**Problem:**
Give an exact transcription of every line, dropping the images.

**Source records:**
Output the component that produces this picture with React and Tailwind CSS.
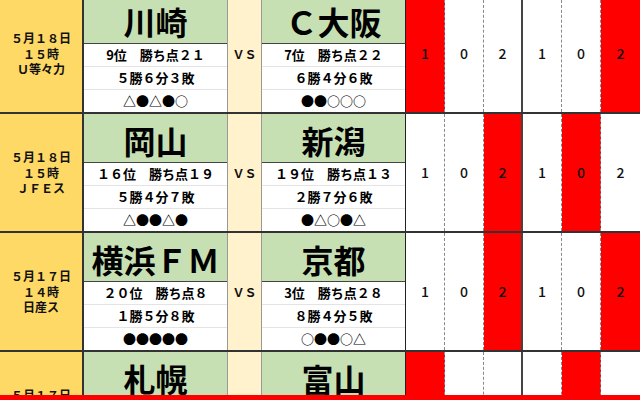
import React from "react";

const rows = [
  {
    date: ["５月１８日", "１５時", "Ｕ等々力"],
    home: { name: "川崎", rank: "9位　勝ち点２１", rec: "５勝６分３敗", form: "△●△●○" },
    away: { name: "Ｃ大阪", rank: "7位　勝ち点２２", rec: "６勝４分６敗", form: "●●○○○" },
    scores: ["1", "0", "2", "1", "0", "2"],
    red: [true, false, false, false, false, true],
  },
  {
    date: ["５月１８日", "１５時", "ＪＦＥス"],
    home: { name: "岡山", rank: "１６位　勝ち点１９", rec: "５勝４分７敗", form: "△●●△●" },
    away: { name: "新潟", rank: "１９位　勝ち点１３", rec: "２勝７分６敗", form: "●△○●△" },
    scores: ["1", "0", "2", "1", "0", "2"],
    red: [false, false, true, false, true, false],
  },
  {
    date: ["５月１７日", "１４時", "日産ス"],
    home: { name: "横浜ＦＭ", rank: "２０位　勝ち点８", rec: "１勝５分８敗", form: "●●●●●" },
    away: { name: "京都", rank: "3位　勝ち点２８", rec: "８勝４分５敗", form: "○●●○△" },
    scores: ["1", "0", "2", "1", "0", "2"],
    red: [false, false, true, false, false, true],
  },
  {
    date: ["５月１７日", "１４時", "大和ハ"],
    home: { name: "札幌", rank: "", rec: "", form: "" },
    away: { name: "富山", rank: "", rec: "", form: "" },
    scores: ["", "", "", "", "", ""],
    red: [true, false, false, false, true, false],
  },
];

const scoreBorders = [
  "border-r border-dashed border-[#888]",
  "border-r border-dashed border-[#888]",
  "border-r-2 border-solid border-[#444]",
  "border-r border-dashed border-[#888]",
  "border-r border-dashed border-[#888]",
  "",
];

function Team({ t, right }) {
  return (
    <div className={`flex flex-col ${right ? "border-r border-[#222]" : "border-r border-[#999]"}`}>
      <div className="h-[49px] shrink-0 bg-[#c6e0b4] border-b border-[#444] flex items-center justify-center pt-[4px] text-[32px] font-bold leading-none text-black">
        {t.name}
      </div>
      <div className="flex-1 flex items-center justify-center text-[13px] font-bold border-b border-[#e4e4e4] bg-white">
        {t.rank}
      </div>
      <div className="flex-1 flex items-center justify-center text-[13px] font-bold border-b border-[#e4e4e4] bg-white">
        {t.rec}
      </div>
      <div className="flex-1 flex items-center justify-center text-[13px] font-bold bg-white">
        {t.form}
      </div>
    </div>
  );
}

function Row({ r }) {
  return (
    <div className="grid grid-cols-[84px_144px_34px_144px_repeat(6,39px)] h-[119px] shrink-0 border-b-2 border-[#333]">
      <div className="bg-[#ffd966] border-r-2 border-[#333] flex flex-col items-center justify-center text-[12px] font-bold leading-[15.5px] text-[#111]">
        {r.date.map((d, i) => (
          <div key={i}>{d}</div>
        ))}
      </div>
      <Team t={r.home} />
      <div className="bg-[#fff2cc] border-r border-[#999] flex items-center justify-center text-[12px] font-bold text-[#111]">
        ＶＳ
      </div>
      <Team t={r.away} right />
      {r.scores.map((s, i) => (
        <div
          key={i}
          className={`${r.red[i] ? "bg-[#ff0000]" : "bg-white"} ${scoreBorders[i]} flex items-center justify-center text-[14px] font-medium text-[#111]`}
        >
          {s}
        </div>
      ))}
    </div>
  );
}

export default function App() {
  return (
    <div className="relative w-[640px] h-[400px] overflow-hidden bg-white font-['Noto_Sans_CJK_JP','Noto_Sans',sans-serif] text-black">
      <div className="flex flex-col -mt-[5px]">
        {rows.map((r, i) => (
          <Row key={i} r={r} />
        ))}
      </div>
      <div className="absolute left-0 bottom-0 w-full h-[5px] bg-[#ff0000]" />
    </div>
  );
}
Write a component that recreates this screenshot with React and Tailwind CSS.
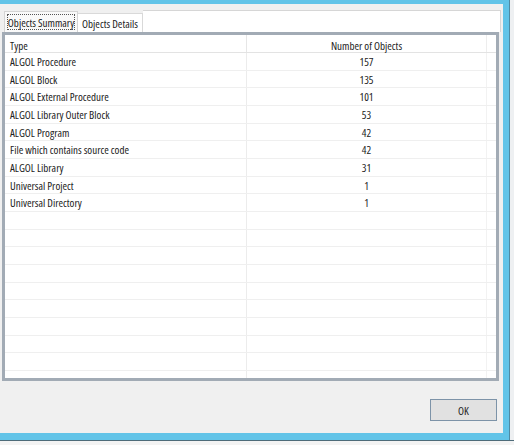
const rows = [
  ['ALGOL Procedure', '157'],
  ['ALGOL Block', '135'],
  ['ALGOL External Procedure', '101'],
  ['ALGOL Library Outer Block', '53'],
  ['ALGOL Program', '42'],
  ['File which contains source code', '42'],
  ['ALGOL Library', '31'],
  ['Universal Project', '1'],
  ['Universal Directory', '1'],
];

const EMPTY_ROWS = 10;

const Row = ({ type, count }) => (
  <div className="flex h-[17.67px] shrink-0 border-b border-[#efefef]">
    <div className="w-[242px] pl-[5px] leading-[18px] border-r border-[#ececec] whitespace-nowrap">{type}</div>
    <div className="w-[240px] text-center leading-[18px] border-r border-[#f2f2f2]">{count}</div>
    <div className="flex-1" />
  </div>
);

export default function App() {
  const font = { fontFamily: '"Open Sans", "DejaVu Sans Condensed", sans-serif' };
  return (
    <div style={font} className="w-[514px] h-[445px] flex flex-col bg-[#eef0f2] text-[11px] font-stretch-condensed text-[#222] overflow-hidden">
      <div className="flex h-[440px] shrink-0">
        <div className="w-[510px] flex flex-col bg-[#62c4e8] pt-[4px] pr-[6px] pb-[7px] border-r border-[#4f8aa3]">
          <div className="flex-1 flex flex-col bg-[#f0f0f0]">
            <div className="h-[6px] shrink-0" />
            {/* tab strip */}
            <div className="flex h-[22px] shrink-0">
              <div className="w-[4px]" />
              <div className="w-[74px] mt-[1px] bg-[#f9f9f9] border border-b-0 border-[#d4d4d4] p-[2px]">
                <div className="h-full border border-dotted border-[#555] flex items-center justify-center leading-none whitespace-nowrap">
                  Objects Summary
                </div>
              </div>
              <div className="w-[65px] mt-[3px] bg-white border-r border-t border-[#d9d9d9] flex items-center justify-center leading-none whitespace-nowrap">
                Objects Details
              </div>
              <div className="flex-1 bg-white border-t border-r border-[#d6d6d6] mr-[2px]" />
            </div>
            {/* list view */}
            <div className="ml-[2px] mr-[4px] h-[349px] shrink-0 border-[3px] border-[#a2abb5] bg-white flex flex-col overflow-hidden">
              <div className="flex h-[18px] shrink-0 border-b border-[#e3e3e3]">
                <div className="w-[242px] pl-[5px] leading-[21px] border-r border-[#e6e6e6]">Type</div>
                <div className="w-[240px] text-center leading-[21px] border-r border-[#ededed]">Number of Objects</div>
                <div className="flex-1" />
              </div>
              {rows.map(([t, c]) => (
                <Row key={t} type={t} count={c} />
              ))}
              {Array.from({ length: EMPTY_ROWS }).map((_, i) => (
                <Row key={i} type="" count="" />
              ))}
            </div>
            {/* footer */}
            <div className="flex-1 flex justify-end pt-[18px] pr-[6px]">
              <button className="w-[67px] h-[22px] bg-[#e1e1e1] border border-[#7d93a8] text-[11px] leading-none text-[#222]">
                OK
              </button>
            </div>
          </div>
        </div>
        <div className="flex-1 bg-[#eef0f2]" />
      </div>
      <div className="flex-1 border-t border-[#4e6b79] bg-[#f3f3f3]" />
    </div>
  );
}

**Reply:**
Output the component that produces this picture with React and Tailwind CSS.
import React from "react";

const rows = [
  {
    date: ["５月１８日", "１５時", "Ｕ等々力"],
    home: { name: "川崎", rank: "9位　勝ち点２１", rec: "５勝６分３敗", form: "△●△●○" },
    away: { name: "Ｃ大阪", rank: "7位　勝ち点２２", rec: "６勝４分６敗", form: "●●○○○" },
    scores: ["1", "0", "2", "1", "0", "2"],
    red: [true, false, false, false, false, true],
  },
  {
    date: ["５月１８日", "１５時", "ＪＦＥス"],
    home: { name: "岡山", rank: "１６位　勝ち点１９", rec: "５勝４分７敗", form: "△●●△●" },
    away: { name: "新潟", rank: "１９位　勝ち点１３", rec: "２勝７分６敗", form: "●△○●△" },
    scores: ["1", "0", "2", "1", "0", "2"],
    red: [false, false, true, false, true, false],
  },
  {
    date: ["５月１７日", "１４時", "日産ス"],
    home: { name: "横浜ＦＭ", rank: "２０位　勝ち点８", rec: "１勝５分８敗", form: "●●●●●" },
    away: { name: "京都", rank: "3位　勝ち点２８", rec: "８勝４分５敗", form: "○●●○△" },
    scores: ["1", "0", "2", "1", "0", "2"],
    red: [false, false, true, false, false, true],
  },
  {
    date: ["５月１７日", "１４時", "大和ハ"],
    home: { name: "札幌", rank: "", rec: "", form: "" },
    away: { name: "富山", rank: "", rec: "", form: "" },
    scores: ["", "", "", "", "", ""],
    red: [true, false, false, false, true, false],
  },
];

const scoreBorders = [
  "border-r border-dashed border-[#888]",
  "border-r border-dashed border-[#888]",
  "border-r-2 border-solid border-[#444]",
  "border-r border-dashed border-[#888]",
  "border-r border-dashed border-[#888]",
  "",
];

function Team({ t, right }) {
  return (
    <div className={`flex flex-col ${right ? "border-r border-[#222]" : "border-r border-[#999]"}`}>
      <div className="h-[49px] shrink-0 bg-[#c6e0b4] border-b border-[#444] flex items-center justify-center pt-[4px] text-[32px] font-bold leading-none text-black">
        {t.name}
      </div>
      <div className="flex-1 flex items-center justify-center text-[13px] font-bold border-b border-[#e4e4e4] bg-white">
        {t.rank}
      </div>
      <div className="flex-1 flex items-center justify-center text-[13px] font-bold border-b border-[#e4e4e4] bg-white">
        {t.rec}
      </div>
      <div className="flex-1 flex items-center justify-center text-[13px] font-bold bg-white">
        {t.form}
      </div>
    </div>
  );
}

function Row({ r }) {
  return (
    <div className="grid grid-cols-[84px_144px_34px_144px_repeat(6,39px)] h-[119px] shrink-0 border-b-2 border-[#333]">
      <div className="bg-[#ffd966] border-r-2 border-[#333] flex flex-col items-center justify-center text-[12px] font-bold leading-[15.5px] text-[#111]">
        {r.date.map((d, i) => (
          <div key={i}>{d}</div>
        ))}
      </div>
      <Team t={r.home} />
      <div className="bg-[#fff2cc] border-r border-[#999] flex items-center justify-center text-[12px] font-bold text-[#111]">
        ＶＳ
      </div>
      <Team t={r.away} right />
      {r.scores.map((s, i) => (
        <div
          key={i}
          className={`${r.red[i] ? "bg-[#ff0000]" : "bg-white"} ${scoreBorders[i]} flex items-center justify-center text-[14px] font-medium text-[#111]`}
        >
          {s}
        </div>
      ))}
    </div>
  );
}

export default function App() {
  return (
    <div className="relative w-[640px] h-[400px] overflow-hidden bg-white font-['Noto_Sans_CJK_JP','Noto_Sans',sans-serif] text-black">
      <div className="flex flex-col -mt-[5px]">
        {rows.map((r, i) => (
          <Row key={i} r={r} />
        ))}
      </div>
      <div className="absolute left-0 bottom-0 w-full h-[5px] bg-[#ff0000]" />
    </div>
  );
}
Write a component that recreates this screenshot with React and Tailwind CSS.
const rows = [
  ['ALGOL Procedure', '157'],
  ['ALGOL Block', '135'],
  ['ALGOL External Procedure', '101'],
  ['ALGOL Library Outer Block', '53'],
  ['ALGOL Program', '42'],
  ['File which contains source code', '42'],
  ['ALGOL Library', '31'],
  ['Universal Project', '1'],
  ['Universal Directory', '1'],
];

const EMPTY_ROWS = 10;

const Row = ({ type, count }) => (
  <div className="flex h-[17.67px] shrink-0 border-b border-[#efefef]">
    <div className="w-[242px] pl-[5px] leading-[18px] border-r border-[#ececec] whitespace-nowrap">{type}</div>
    <div className="w-[240px] text-center leading-[18px] border-r border-[#f2f2f2]">{count}</div>
    <div className="flex-1" />
  </div>
);

export default function App() {
  const font = { fontFamily: '"Open Sans", "DejaVu Sans Condensed", sans-serif' };
  return (
    <div style={font} className="w-[514px] h-[445px] flex flex-col bg-[#eef0f2] text-[11px] font-stretch-condensed text-[#222] overflow-hidden">
      <div className="flex h-[440px] shrink-0">
        <div className="w-[510px] flex flex-col bg-[#62c4e8] pt-[4px] pr-[6px] pb-[7px] border-r border-[#4f8aa3]">
          <div className="flex-1 flex flex-col bg-[#f0f0f0]">
            <div className="h-[6px] shrink-0" />
            {/* tab strip */}
            <div className="flex h-[22px] shrink-0">
              <div className="w-[4px]" />
              <div className="w-[74px] mt-[1px] bg-[#f9f9f9] border border-b-0 border-[#d4d4d4] p-[2px]">
                <div className="h-full border border-dotted border-[#555] flex items-center justify-center leading-none whitespace-nowrap">
                  Objects Summary
                </div>
              </div>
              <div className="w-[65px] mt-[3px] bg-white border-r border-t border-[#d9d9d9] flex items-center justify-center leading-none whitespace-nowrap">
                Objects Details
              </div>
              <div className="flex-1 bg-white border-t border-r border-[#d6d6d6] mr-[2px]" />
            </div>
            {/* list view */}
            <div className="ml-[2px] mr-[4px] h-[349px] shrink-0 border-[3px] border-[#a2abb5] bg-white flex flex-col overflow-hidden">
              <div className="flex h-[18px] shrink-0 border-b border-[#e3e3e3]">
                <div className="w-[242px] pl-[5px] leading-[21px] border-r border-[#e6e6e6]">Type</div>
                <div className="w-[240px] text-center leading-[21px] border-r border-[#ededed]">Number of Objects</div>
                <div className="flex-1" />
              </div>
              {rows.map(([t, c]) => (
                <Row key={t} type={t} count={c} />
              ))}
              {Array.from({ length: EMPTY_ROWS }).map((_, i) => (
                <Row key={i} type="" count="" />
              ))}
            </div>
            {/* footer */}
            <div className="flex-1 flex justify-end pt-[18px] pr-[6px]">
              <button className="w-[67px] h-[22px] bg-[#e1e1e1] border border-[#7d93a8] text-[11px] leading-none text-[#222]">
                OK
              </button>
            </div>
          </div>
        </div>
        <div className="flex-1 bg-[#eef0f2]" />
      </div>
      <div className="flex-1 border-t border-[#4e6b79] bg-[#f3f3f3]" />
    </div>
  );
}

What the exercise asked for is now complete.